Auch Ex-MdB Walter Schöler (1992 bis 2005) war da. Neben dem derzeitigen SPD-Abgeordneten im Berliner Parlament, Udo Schiefner, der eingangs die Gedenkrede hielt, von einem überragenden Sozialdemokraten spricht und ergänzt: "Seine Gradlinigkeit hat stets Vertrauen erzeugt und ihn, obwohl er das selbst nie wollte, zum Vorbild für viele gemacht." Schiefner erinnert daran, dass Schmidt sich stets für eine offene Gesellschaft und für eine starke Europäische Union aussprach. Mehr denn wünschten sich sowohl Schmidt als auch Schiefner, dass diese Europäische Union auch den Herausforderungen der heutigen Zeit, wie Finanzkrise, Terror, Flüchtlingsströme, klug und mit Weitsicht begegne. Schiefner zum Abschluss: "Wir verneigen uns vor einem der bedeutendsten politischen und intellektuellen Köpfe unseres Landes." Obwohl Jürgen Schmude, der von 1978 bis 1982 erst Bundesminister für Bildung und Wissenschaft, dann Justizminister und im Jahr 1982 sogar 15 Tage lang auch Innenminister war, Helmut Schmidt nie auf seinem Segeltörn auf dem Brahmsee in Schleswig Holstein begleitete, war er doch dicht an ihm dran. Schmude erinnert sich noch an die erste Begegnung 1969 bei einer Fraktionssitzung mit dem gerade gewählten neuen Fraktionsschef Schmidt. "Ich hatte ihm eine Frage zum deutschen Waffenhandel gestellt, hatte mich nicht so gut vorbereitet und wurde von ihm so richtig abgebürstet."

Schmude schätzt sein "lockeres und freundschaftliches Verhältnis" zu Schmidt, seine ungeheuren Arbeitseifer und seine Intelligenz. Einige Male sei es damals vorgekommen, dass seine Fachminister, denen schon früher die parlamentarischen Staatssekretäre zuarbeiteten, die seitenlangen Vorlagen nicht so gut kannten wie Schmidt selbst.
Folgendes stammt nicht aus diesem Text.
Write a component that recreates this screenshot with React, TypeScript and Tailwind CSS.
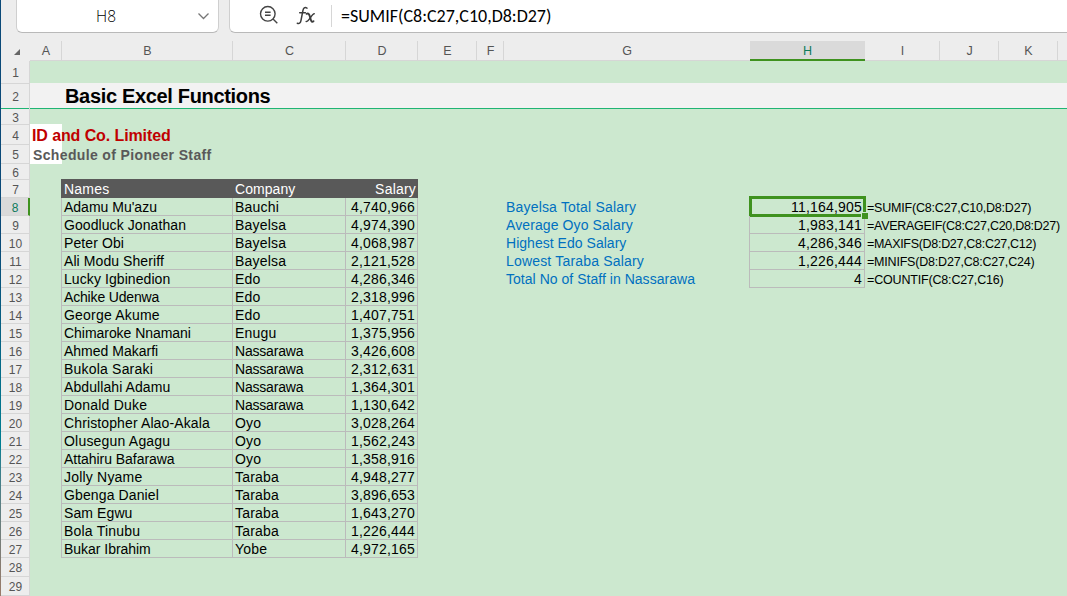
import React from "react";

const columns = [
  { id: "A", w: "w-[32px]" },
  { id: "B", w: "w-[171px]" },
  { id: "C", w: "w-[113px]" },
  { id: "D", w: "w-[72px]" },
  { id: "E", w: "w-[59px]" },
  { id: "F", w: "w-[27px]" },
  { id: "G", w: "w-[246px]" },
  { id: "H", w: "w-[115px]" },
  { id: "I", w: "w-[75px]" },
  { id: "J", w: "w-[59px]" },
  { id: "K", w: "w-[59px]" },
];

type Staff = [name: string, company: string, salary: string, tracking: string];

const staff: Staff[] = [
  ["Adamu Mu'azu", "Bauchi", "4,740,966", "tracking-[0px]"],
  ["Goodluck Jonathan", "Bayelsa", "4,974,390", "tracking-[0.08px]"],
  ["Peter Obi", "Bayelsa", "4,068,987", "tracking-[0.1px]"],
  ["Ali Modu Sheriff", "Bayelsa", "2,121,528", "tracking-[0.08px]"],
  ["Lucky Igbinedion", "Edo", "4,286,346", "tracking-[0.08px]"],
  ["Achike Udenwa", "Edo", "2,318,996", "tracking-[-0.17px]"],
  ["George Akume", "Edo", "1,407,751", "tracking-[0.2px]"],
  ["Chimaroke Nnamani", "Enugu", "1,375,956", "tracking-[-0.04px]"],
  ["Ahmed Makarfi", "Nassarawa", "3,426,608", "tracking-[0px]"],
  ["Bukola Saraki", "Nassarawa", "2,312,631", "tracking-[0.2px]"],
  ["Abdullahi Adamu", "Nassarawa", "1,364,301", "tracking-[0.08px]"],
  ["Donald Duke", "Nassarawa", "1,130,642", "tracking-[0.2px]"],
  ["Christopher Alao-Akala", "Oyo", "3,028,264", "tracking-[0.12px]"],
  ["Olusegun Agagu", "Oyo", "1,562,243", "tracking-[0.2px]"],
  ["Attahiru Bafarawa", "Oyo", "1,358,916", "tracking-[-0.04px]"],
  ["Jolly Nyame", "Taraba", "4,948,277", "tracking-[0.2px]"],
  ["Gbenga Daniel", "Taraba", "3,896,653", "tracking-[0.12px]"],
  ["Sam Egwu", "Taraba", "1,643,270", "tracking-[0.1px]"],
  ["Bola Tinubu", "Taraba", "1,226,444", "tracking-[0.2px]"],
  ["Bukar Ibrahim", "Yobe", "4,972,165", "tracking-[-0.03px]"],
];

const summary = [
  { label: "Bayelsa Total Salary", track: "tracking-[0.18px]", value: "11,164,905", formula: "=SUMIF(C8:C27,C10,D8:D27)", ftrack: "tracking-[-0.2px]" },
  { label: "Average Oyo Salary", track: "tracking-[0.1px]", value: "1,983,141", formula: "=AVERAGEIF(C8:C27,C20,D8:D27)", ftrack: "tracking-[-0.28px]" },
  { label: "Highest Edo Salary", track: "tracking-[0.03px]", value: "4,286,346", formula: "=MAXIFS(D8:D27,C8:C27,C12)", ftrack: "tracking-[-0.3px]" },
  { label: "Lowest Taraba Salary", track: "tracking-[0.18px]", value: "1,226,444", formula: "=MINIFS(D8:D27,C8:C27,C24)", ftrack: "tracking-[-0.2px]" },
  { label: "Total No of Staff in Nassarawa", track: "tracking-[0.03px]", value: "4", formula: "=COUNTIF(C8:C27,C16)", ftrack: "tracking-[-0.17px]" },
];

const rowHeights = [
  "h-[23px]", "h-[25px]", "h-[16px]", "h-[20px]", "h-[19px]", "h-[16px]", "h-[18px]",
  ...Array.from({ length: 20 }, () => "h-[18px]"),
  "h-[19px]", "h-[19px]",
];

function Toolbar() {
  return (
    <div className="flex h-[41px] shrink-0 items-start pl-[15px]">
      <div className="flex h-[33px] w-[203px] items-center rounded-b-[6px] border border-t-0 border-[#cfcfcf] border-b-[#b9b9b9] bg-white">
        <span className="w-[178px] text-center font-['Open_Sans','Noto_Sans',sans-serif] text-[15.5px] leading-[32px] font-light text-black">H8</span>
        <svg className="ml-[2px] h-[8px] w-[13px]" viewBox="0 0 13 8" fill="none" stroke="#777" strokeWidth="1.3">
          <path d="M1.5 1.5 6.5 6.5 11.5 1.5" />
        </svg>
      </div>
      <div className="ml-[10px] flex h-[33px] flex-1 items-center rounded-bl-[6px] border border-t-0 border-r-0 border-[#cfcfcf] border-b-[#b9b9b9] bg-white pl-[29px]">
        <svg className="-mt-[2px] h-[20px] w-[20px]" viewBox="0 0 20 20" fill="none" stroke="#444" strokeWidth="1.4">
          <circle cx="8.8" cy="8.8" r="7.3" />
          <path d="M14 14 18.3 18.3M6 7.3h5.6M6 10.3h5.6" />
        </svg>
        <svg className="-mt-[2px] ml-[17px] h-[19px] w-[20px]" viewBox="0 0 20 19" fill="none" stroke="#3c3c3c" strokeWidth="1.5" strokeLinecap="round">
          <path d="M11 2.1C8.7.9 7.4 2 6.9 4.6L5 14.3C4.5 16.9 3.4 18 1.3 17.2M3.7 6.8H9.4" />
          <path d="M10.6 7.8C12.5 7.1 13.2 8 13.8 10.2L14.8 13.8C15.3 15.6 16.2 16.2 17.5 15.2" strokeWidth="1.9" />
          <path d="M18.2 7.8C16.2 7.6 12.7 15.8 10.2 15.6" />
        </svg>
        <span className="ml-[15px] h-[22px] w-px bg-[#d6d6d6]" />
        <span className="ml-[9px] whitespace-pre font-[Carlito,Lato,sans-serif] text-[18px] leading-[32px] text-black">
          =SUMIF(C8:C27,C10,D8:D27)
        </span>
      </div>
    </div>
  );
}

function ColumnHeaders() {
  return (
    <div className="flex h-[20px] shrink-0 text-[12.5px] text-[#555]">
      <div className="flex w-[29px] items-end justify-end pr-[10px] pb-[6px]">
        <svg className="h-[6px] w-[6px]" viewBox="0 0 6 6" fill="#666"><path d="M6 0V6H0Z" /></svg>
      </div>
      <div className="flex flex-1 border-b border-[#d6d6d6]">
        {columns.map(({ id, w }) =>
          id === "H" ? (
            <div key={id} className={`${w} -mb-px shrink-0 border-b-2 border-[#3f921f] bg-[#dadada] text-center leading-[20px] text-[#0f7b5a]`}>{id}</div>
          ) : (
            <div key={id} className={`${w} shrink-0 border-r pl-px text-center leading-[20px] ${id === "G" ? "border-transparent" : "border-[#d6d6d6]"}`}>{id}</div>
          )
        )}
      </div>
    </div>
  );
}

function RowHeaders() {
  return (
    <div className="flex w-[29px] shrink-0 flex-col border-r border-[#d6d6d6] text-[12px] text-[#555]">
      {rowHeights.map((h, i) => (
        <div
          key={i}
          className={`${h} flex shrink-0 items-center justify-center border-b pl-px ${i === 1 ? "border-b-[#1fb574]" : "border-b-[#d6d6d6]"} ${
            i === 7 ? "-mr-px border-r-2 border-r-[#3f921f] bg-[#dadada] text-[#0f7b5a]" : ""
          }`}
        >
          <span className="pt-[2px]">{i + 1}</span>
        </div>
      ))}
    </div>
  );
}

function StaffTable() {
  return (
    <div className="w-[357px] text-[14px] tracking-[0.2px]">
      <div className="flex h-[19px] bg-[#595959] text-white">
        <div className="w-[171px] pl-[3px] leading-[20px]">Names</div>
        <div className="w-[113px] pl-[3px] leading-[20px] tracking-[0.05px]">Company</div>
        <div className="flex-1 pr-[2px] text-right leading-[20px]">Salary</div>
      </div>
      <div className="border-l border-[#bbb]">
        {staff.map(([name, company, salary, tracking]) => (
          <div key={name} className="flex h-[18px] leading-[19px] whitespace-nowrap">
            <div className={`w-[171px] border-r border-b border-[#bbb] pl-[2px] ${tracking}`}>{name}</div>
            <div className={`w-[113px] border-r border-b border-[#bbb] pl-[2px] ${company === "Nassarawa" ? "tracking-[-0.2px]" : ""}`}>{company}</div>
            <div className="w-[72px] border-r border-b border-[#bbb] pr-[2px] text-right">{salary}</div>
          </div>
        ))}
      </div>
    </div>
  );
}

function Summary() {
  return (
    <div className="mt-[19px] ml-[88px] text-[14px]">
      {summary.map((s, i) => (
        <div key={s.label} className="flex h-[18px] leading-[19px] whitespace-nowrap">
          <div className={`w-[243px] text-[#0070c0] ${s.track}`}>{s.label}</div>
          <div className="relative w-[116px] border border-t-0 border-[#bbb] pr-[2px] text-right tracking-[0.2px]">
            {s.value}
            {i === 0 && (
              <>
                <div className="absolute -top-[2px] -left-px h-[21px] w-[117px] border-[3px] border-[#3f921f]" />
                <div className="absolute top-[14px] left-[111px] z-10 h-[7px] w-[7px] border-t border-l border-[#cce8cf] bg-[#3f921f]" />
              </>
            )}
          </div>
          <div className={`pl-[2px] text-[12.5px] leading-[20px] ${s.ftrack}`}>{s.formula}</div>
        </div>
      ))}
    </div>
  );
}

function Sheet() {
  return (
    <div className="flex-1 bg-[#cce8cf]">
      <div className="h-[22px]" />
      <div className="h-[26px] border-b border-[#1fb574] bg-[#f2f2f2] pl-[35px] text-[20px] leading-[27px] font-bold tracking-[-0.33px]">Basic Excel Functions</div>
      <div className="h-[15px]" />
      <div className="h-[40px] w-[32px] bg-white pl-[2px] font-bold whitespace-nowrap">
        <div className="h-[20px] text-[16px] leading-[23px] tracking-[-0.1px] text-[#c00000]">ID and Co. Limited</div>
        <div className="h-[20px] pl-px text-[14px] leading-[22px] tracking-[0.36px] text-[#595959]">Schedule of Pioneer Staff</div>
      </div>
      <div className="mt-[15px] flex pl-[31px]">
        <StaffTable />
        <Summary />
      </div>
    </div>
  );
}

export default function App() {
  return (
    <div className="flex h-[596px] w-[1067px] overflow-hidden bg-[#ededed] font-['Liberation_Sans',Arial,sans-serif] text-black">
      <div className="w-px shrink-0 bg-linear-to-b from-[#0b4a78] from-40% via-[#007f92] via-75% to-[#9a7a68]" />
      <div className="flex flex-1 flex-col">
        <Toolbar />
        <ColumnHeaders />
        <div className="flex flex-1">
          <RowHeaders />
          <Sheet />
        </div>
      </div>
    </div>
  );
}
Schmude dazu: "Wenn manche Wirtschaftskapitäne so arbeiten würden, wie es Schmidt getan hat, wäre zum Beispiel die VW-Panne nie passiert." Es kommt im Gespräch von Ludger Peters mit Jürgen Schmude zu einer interessanten Politik-Stunde, bei der es natürlich auch um die außerparlamentarische Opposition, um den Nato-Doppelbeschluss oder um das Scheitern der SPD/FDP-Koalition 1982 geht. Bestätigen konnte Schmude nicht, dass sich Schmidt seinen Parteikollegen gegenüber nie so richtig geöffnet habe; dazu der Ex-Bundesminister: "Wehner war früher schwer zu entschlüsseln, Schmidt aber überhaupt nicht."

Schmude erinnerte noch daran, dass trotz so unterschiedlicher Auffassungen zu Teilen des eigenen Parteiprogramms für Helmut Schmidt nie in Betracht gekommen sei, die SPD zu verlassen: "Und dies wünsche ich mir generell von den Parteimitgliedern, egal ob CDU, SPD oder FDP, dass sie ihre Mitgliedschaft nicht so leichtfertig wegwerfen, denn wir brauchen dringend eurer aller Engagement." Abschließend erinnerte noch Hörfunk-Redakteurin Ursula Gormanns an die ersten Jahre des näheren Kennenlernens von Helmut und Loki Schmidt.